> _Supplied information_
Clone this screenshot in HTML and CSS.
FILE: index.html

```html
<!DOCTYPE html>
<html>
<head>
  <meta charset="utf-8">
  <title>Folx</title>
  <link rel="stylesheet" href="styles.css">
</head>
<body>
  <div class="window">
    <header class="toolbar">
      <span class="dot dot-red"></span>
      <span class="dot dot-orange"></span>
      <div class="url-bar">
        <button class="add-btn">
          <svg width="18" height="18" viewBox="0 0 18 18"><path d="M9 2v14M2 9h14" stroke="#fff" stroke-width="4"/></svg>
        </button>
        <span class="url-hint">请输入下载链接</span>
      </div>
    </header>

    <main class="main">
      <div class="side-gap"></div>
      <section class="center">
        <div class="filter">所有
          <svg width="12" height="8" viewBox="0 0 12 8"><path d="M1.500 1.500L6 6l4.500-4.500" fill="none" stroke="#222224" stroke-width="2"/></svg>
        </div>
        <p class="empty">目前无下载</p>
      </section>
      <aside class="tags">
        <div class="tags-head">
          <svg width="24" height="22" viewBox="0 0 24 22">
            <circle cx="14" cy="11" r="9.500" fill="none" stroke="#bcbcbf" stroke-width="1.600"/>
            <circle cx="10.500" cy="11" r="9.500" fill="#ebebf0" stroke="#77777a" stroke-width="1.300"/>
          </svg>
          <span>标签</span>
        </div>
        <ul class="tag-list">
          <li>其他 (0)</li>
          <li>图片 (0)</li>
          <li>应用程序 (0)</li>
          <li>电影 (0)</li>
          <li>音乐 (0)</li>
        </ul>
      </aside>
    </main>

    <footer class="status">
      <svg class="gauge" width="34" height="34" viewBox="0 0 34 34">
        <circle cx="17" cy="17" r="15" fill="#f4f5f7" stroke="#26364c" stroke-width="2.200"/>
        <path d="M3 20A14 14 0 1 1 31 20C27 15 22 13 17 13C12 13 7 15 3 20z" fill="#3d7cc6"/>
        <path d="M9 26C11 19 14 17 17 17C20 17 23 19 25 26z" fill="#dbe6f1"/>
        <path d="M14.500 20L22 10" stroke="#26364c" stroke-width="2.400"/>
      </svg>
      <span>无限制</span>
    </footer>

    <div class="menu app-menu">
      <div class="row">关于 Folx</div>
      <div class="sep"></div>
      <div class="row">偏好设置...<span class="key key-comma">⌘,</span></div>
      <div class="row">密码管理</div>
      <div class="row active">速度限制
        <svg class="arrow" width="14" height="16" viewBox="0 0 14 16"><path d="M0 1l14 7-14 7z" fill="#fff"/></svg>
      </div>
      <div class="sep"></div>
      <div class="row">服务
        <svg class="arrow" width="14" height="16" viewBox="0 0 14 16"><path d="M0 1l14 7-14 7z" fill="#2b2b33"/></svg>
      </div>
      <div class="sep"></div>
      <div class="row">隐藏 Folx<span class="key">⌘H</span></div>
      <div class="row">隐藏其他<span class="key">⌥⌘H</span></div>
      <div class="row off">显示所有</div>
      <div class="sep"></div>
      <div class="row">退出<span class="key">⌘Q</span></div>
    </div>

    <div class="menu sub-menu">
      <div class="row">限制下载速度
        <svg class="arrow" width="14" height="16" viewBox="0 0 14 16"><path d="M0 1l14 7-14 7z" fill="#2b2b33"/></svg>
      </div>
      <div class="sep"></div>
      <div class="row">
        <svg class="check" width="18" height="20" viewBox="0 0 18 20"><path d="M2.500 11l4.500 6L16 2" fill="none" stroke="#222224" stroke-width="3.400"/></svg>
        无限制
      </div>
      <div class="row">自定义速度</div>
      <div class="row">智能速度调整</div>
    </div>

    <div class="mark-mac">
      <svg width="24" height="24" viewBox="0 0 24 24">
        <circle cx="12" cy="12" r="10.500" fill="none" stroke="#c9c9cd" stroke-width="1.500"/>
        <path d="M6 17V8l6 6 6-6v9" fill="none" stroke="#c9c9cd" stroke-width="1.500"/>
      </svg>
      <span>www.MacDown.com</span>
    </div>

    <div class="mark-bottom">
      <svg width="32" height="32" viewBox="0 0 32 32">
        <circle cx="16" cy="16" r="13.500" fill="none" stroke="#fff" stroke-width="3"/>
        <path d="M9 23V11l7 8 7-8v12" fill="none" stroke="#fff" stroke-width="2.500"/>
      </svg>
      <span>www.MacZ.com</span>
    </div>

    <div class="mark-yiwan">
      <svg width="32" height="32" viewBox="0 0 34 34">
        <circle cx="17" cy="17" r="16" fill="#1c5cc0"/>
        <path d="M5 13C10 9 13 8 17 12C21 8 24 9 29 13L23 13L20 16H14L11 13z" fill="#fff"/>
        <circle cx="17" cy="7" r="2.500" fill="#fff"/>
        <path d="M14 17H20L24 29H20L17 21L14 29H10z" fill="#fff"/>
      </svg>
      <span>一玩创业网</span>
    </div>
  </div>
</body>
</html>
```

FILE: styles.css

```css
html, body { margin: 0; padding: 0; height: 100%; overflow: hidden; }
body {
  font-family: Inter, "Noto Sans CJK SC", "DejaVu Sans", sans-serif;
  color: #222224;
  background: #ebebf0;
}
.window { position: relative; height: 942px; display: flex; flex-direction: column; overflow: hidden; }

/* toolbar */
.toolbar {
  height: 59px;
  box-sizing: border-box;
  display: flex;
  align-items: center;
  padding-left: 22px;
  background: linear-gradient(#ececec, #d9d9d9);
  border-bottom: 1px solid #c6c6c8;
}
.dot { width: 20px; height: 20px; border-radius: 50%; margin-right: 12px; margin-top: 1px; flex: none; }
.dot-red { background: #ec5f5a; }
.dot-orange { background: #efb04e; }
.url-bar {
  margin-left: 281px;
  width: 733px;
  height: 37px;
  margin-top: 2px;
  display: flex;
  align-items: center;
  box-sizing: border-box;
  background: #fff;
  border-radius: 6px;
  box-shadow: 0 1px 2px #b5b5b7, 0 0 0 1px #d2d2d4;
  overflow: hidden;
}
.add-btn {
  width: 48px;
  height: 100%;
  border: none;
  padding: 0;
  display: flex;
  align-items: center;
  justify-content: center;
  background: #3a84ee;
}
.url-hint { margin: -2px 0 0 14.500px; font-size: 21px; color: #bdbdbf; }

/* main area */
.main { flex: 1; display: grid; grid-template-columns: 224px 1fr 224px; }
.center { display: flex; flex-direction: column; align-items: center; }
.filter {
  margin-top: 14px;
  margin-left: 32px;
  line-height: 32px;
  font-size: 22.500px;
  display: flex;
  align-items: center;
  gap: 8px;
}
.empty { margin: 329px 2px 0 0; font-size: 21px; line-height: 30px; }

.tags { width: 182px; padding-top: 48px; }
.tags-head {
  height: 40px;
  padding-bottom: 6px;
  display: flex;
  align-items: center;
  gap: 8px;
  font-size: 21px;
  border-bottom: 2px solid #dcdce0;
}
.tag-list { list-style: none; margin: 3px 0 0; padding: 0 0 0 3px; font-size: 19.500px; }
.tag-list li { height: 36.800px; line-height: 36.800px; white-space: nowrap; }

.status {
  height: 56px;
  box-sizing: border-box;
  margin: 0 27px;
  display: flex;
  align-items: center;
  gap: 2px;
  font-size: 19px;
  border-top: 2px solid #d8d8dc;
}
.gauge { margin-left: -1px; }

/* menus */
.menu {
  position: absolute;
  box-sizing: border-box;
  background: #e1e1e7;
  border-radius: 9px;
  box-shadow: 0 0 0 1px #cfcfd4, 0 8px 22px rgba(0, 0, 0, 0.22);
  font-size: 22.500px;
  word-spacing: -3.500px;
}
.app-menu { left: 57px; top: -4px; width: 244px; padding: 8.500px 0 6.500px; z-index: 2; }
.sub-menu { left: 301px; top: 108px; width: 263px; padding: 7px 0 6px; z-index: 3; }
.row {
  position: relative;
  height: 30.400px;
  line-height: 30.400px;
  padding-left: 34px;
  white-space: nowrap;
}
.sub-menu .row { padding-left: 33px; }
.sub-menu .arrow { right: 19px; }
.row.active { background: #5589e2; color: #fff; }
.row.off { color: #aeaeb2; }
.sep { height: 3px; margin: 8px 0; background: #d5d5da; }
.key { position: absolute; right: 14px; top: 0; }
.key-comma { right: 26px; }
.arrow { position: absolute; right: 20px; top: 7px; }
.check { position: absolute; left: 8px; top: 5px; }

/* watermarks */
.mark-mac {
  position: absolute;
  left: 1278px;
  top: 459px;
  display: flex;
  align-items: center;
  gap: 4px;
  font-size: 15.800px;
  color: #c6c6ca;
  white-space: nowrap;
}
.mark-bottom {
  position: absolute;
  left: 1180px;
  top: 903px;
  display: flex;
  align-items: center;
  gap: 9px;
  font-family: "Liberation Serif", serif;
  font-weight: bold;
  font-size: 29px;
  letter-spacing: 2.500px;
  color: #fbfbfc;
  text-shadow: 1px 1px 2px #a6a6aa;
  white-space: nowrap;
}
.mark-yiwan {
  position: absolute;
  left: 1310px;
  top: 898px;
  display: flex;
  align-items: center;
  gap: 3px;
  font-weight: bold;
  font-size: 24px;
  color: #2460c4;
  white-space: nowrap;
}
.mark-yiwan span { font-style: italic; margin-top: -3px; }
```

> _Your goal_
In the listing above, please print only the lines from the first one to the line where "FILE: index.html" appears, exactly as written, both of those lines included.

> _Complete answer_
Clone this screenshot in HTML and CSS.
FILE: index.html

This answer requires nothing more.